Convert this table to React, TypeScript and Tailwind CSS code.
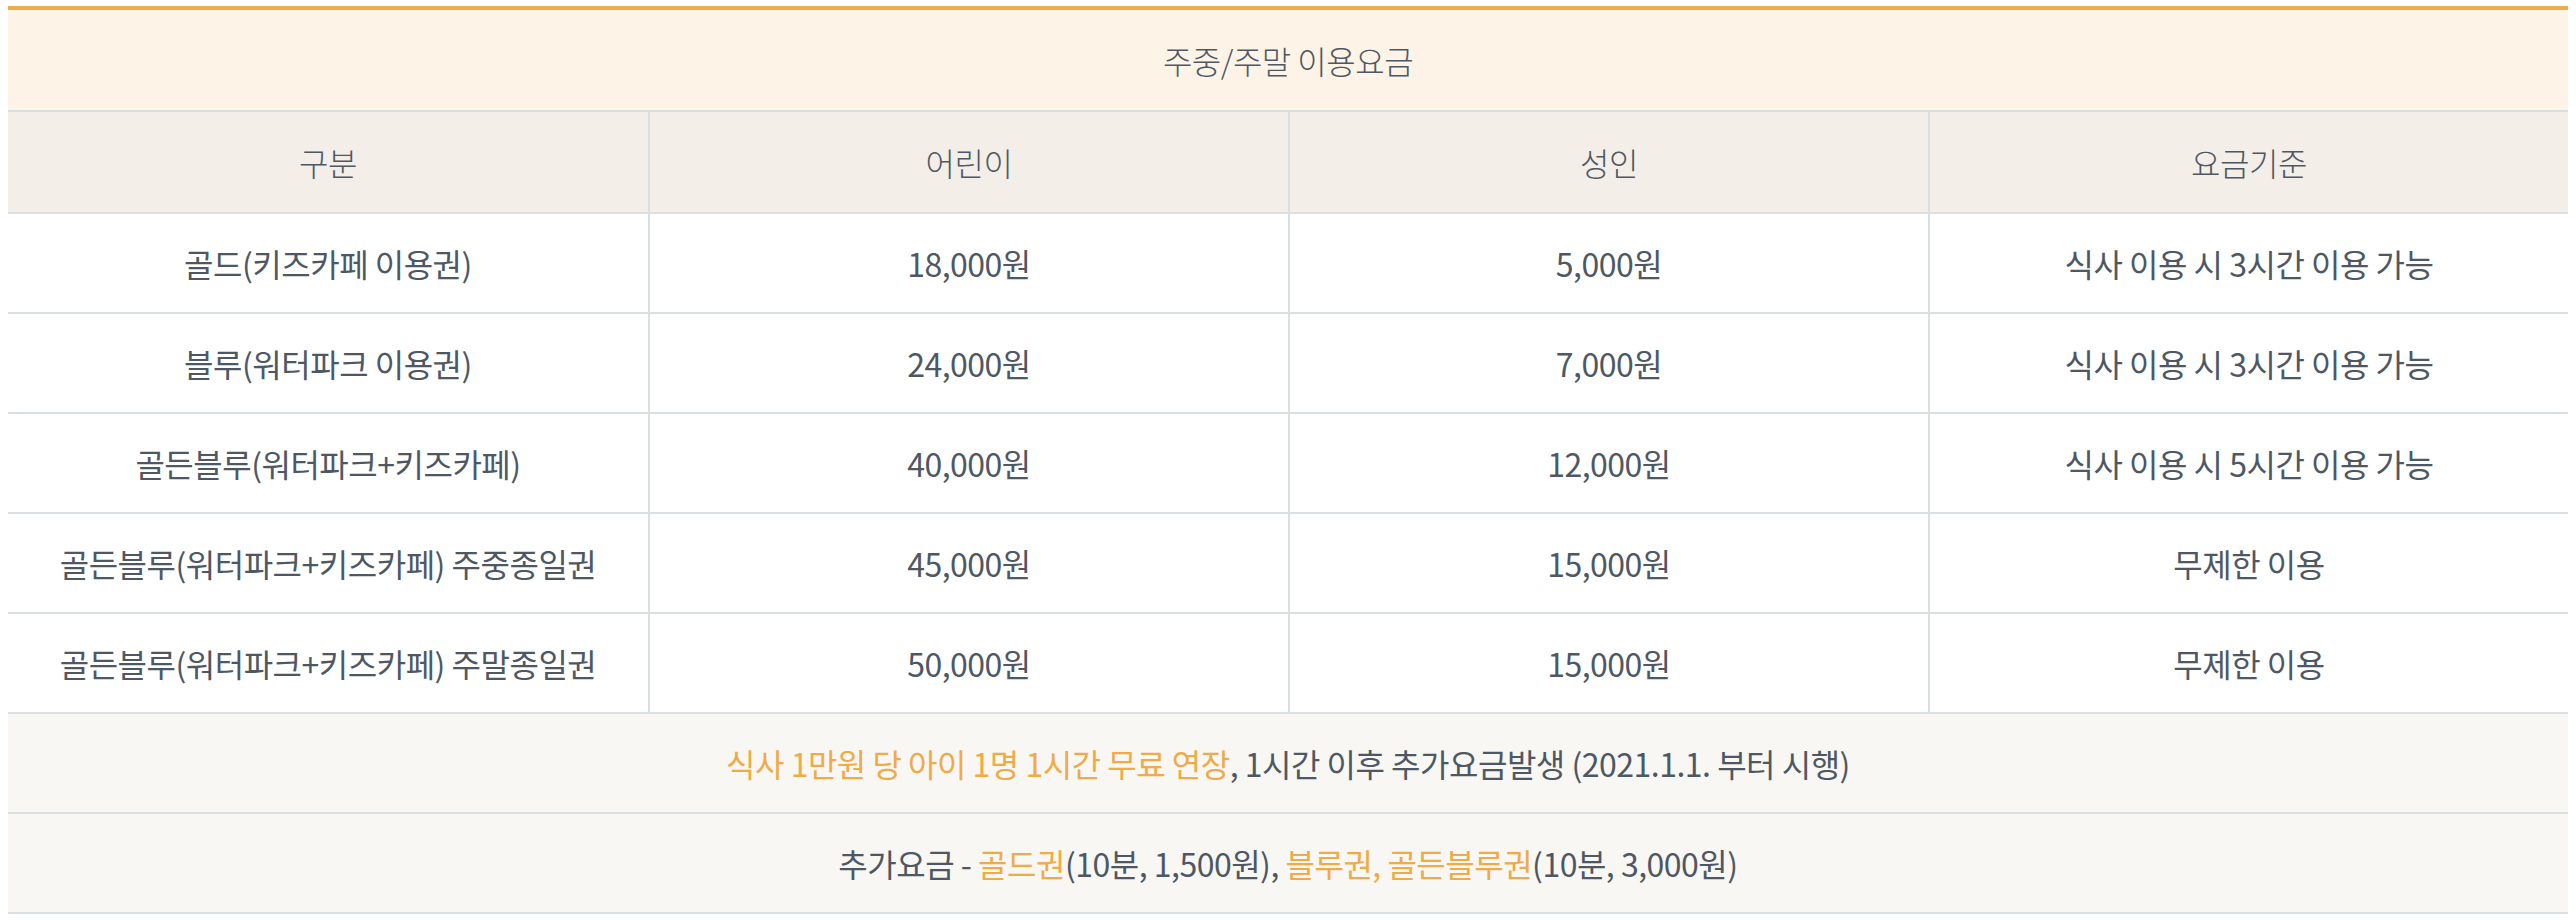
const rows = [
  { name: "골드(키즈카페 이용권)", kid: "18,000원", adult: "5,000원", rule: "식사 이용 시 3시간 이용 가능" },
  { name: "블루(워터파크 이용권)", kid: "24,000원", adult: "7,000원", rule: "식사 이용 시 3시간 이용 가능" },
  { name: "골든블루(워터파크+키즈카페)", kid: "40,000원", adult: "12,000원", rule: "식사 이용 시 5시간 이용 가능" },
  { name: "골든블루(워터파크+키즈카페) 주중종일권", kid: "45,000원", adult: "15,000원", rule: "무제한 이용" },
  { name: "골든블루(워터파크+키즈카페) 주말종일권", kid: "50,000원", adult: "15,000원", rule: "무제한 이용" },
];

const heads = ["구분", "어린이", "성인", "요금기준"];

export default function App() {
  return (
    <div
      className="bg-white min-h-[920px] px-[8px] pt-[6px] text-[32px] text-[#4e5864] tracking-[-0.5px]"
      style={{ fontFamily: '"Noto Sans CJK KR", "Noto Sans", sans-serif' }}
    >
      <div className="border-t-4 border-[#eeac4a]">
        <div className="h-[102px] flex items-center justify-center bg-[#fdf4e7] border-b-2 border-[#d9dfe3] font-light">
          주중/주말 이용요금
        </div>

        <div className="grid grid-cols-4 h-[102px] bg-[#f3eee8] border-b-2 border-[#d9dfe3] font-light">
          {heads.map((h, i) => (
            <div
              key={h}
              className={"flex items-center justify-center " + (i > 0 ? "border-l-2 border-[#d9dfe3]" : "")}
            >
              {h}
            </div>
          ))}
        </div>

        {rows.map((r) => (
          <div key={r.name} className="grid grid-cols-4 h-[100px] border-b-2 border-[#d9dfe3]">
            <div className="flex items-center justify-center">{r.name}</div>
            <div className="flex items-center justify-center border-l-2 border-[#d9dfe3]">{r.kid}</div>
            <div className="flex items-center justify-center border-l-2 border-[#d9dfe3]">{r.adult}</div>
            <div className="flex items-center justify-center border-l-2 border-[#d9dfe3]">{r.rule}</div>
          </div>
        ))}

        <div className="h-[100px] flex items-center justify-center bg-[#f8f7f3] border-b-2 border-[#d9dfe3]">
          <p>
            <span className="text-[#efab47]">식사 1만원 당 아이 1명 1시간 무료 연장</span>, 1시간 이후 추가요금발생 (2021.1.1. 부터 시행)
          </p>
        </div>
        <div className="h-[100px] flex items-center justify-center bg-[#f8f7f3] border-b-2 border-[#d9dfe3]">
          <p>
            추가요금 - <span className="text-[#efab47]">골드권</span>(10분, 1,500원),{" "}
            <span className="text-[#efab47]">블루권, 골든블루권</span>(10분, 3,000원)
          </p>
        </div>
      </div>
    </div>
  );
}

• _Your instructions_:
Print out the lines exactly, skipping any picture.

• _Solved problem_:
Convert this table to React, TypeScript and Tailwind CSS code.
const rows = [
  { name: "골드(키즈카페 이용권)", kid: "18,000원", adult: "5,000원", rule: "식사 이용 시 3시간 이용 가능" },
  { name: "블루(워터파크 이용권)", kid: "24,000원", adult: "7,000원", rule: "식사 이용 시 3시간 이용 가능" },
  { name: "골든블루(워터파크+키즈카페)", kid: "40,000원", adult: "12,000원", rule: "식사 이용 시 5시간 이용 가능" },
  { name: "골든블루(워터파크+키즈카페) 주중종일권", kid: "45,000원", adult: "15,000원", rule: "무제한 이용" },
  { name: "골든블루(워터파크+키즈카페) 주말종일권", kid: "50,000원", adult: "15,000원", rule: "무제한 이용" },
];

const heads = ["구분", "어린이", "성인", "요금기준"];

export default function App() {
  return (
    <div
      className="bg-white min-h-[920px] px-[8px] pt-[6px] text-[32px] text-[#4e5864] tracking-[-0.5px]"
      style={{ fontFamily: '"Noto Sans CJK KR", "Noto Sans", sans-serif' }}
    >
      <div className="border-t-4 border-[#eeac4a]">
        <div className="h-[102px] flex items-center justify-center bg-[#fdf4e7] border-b-2 border-[#d9dfe3] font-light">
          주중/주말 이용요금
        </div>

        <div className="grid grid-cols-4 h-[102px] bg-[#f3eee8] border-b-2 border-[#d9dfe3] font-light">
          {heads.map((h, i) => (
            <div
              key={h}
              className={"flex items-center justify-center " + (i > 0 ? "border-l-2 border-[#d9dfe3]" : "")}
            >
              {h}
            </div>
          ))}
        </div>

        {rows.map((r) => (
          <div key={r.name} className="grid grid-cols-4 h-[100px] border-b-2 border-[#d9dfe3]">
            <div className="flex items-center justify-center">{r.name}</div>
            <div className="flex items-center justify-center border-l-2 border-[#d9dfe3]">{r.kid}</div>
            <div className="flex items-center justify-center border-l-2 border-[#d9dfe3]">{r.adult}</div>
            <div className="flex items-center justify-center border-l-2 border-[#d9dfe3]">{r.rule}</div>
          </div>
        ))}

        <div className="h-[100px] flex items-center justify-center bg-[#f8f7f3] border-b-2 border-[#d9dfe3]">
          <p>
            <span className="text-[#efab47]">식사 1만원 당 아이 1명 1시간 무료 연장</span>, 1시간 이후 추가요금발생 (2021.1.1. 부터 시행)
          </p>
        </div>
        <div className="h-[100px] flex items-center justify-center bg-[#f8f7f3] border-b-2 border-[#d9dfe3]">
          <p>
            추가요금 - <span className="text-[#efab47]">골드권</span>(10분, 1,500원),{" "}
            <span className="text-[#efab47]">블루권, 골든블루권</span>(10분, 3,000원)
          </p>
        </div>
      </div>
    </div>
  );
}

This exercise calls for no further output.